マレーシア弁護士法改定法案に関する会長声明

当連合会は、マレーシア政府が弁護士法の改定を意図しており、マレーシア弁護士会は、それが同弁護士会の独立と自治をきわめて損なうものであるとして、強く反対しているとの情報を得た。その改定は、法務所轄大臣に、①弁護士会理事会に政府を代表する2名の会員を指名し、②弁護士会理事会及びその役職者の選挙行為に関してルールと規則を作る権限を与える条項を含むというものである。

1990年に第8回国連犯罪防止・刑事司法会議が採択した「弁護士の役割に関する基本原則」は、弁護士が、自治的な専門家団体を結成する権利を有し、また、そうした団体の執行機関は会員によって選出され、外部からの干渉なしにその職務を行うものとすることを定めている(同原則24項)。

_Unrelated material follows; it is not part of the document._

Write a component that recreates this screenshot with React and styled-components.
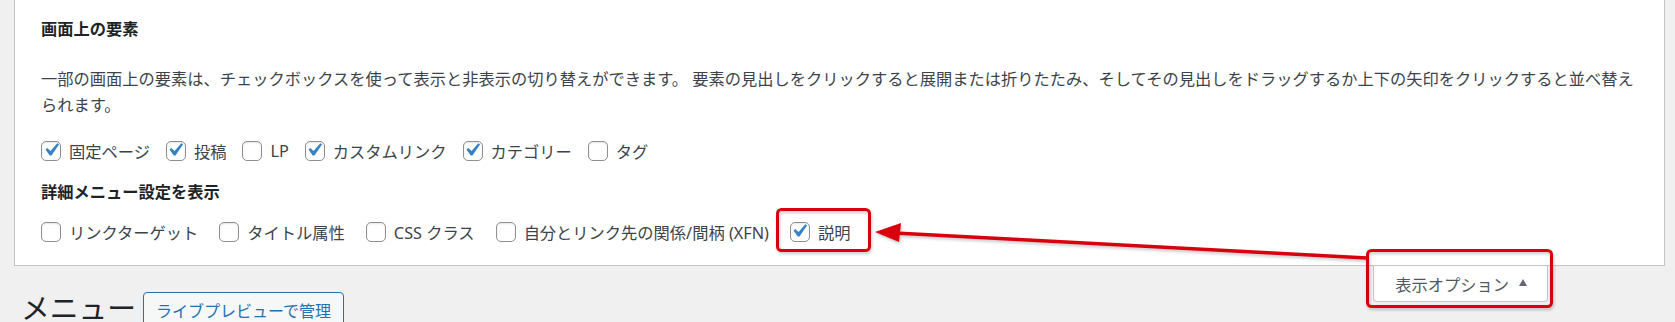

また、弁護士と弁護士会の独立が、法の支配の不可欠の一部であることは、共通に理解されているところである。この独立と自治に対しては、政府によるいかなる干渉も、許容されるべきではない。

よって当連合会は、現在のマレーシアの弁護士の独立を支持し、マレーシアにおける弁護士法改定の提案を深く懸念する。また、上記基本原則に照らし、弁護士の専門家団体の独立が保障されるべきであり、これに対する制約がなされることがないよう求めるものである。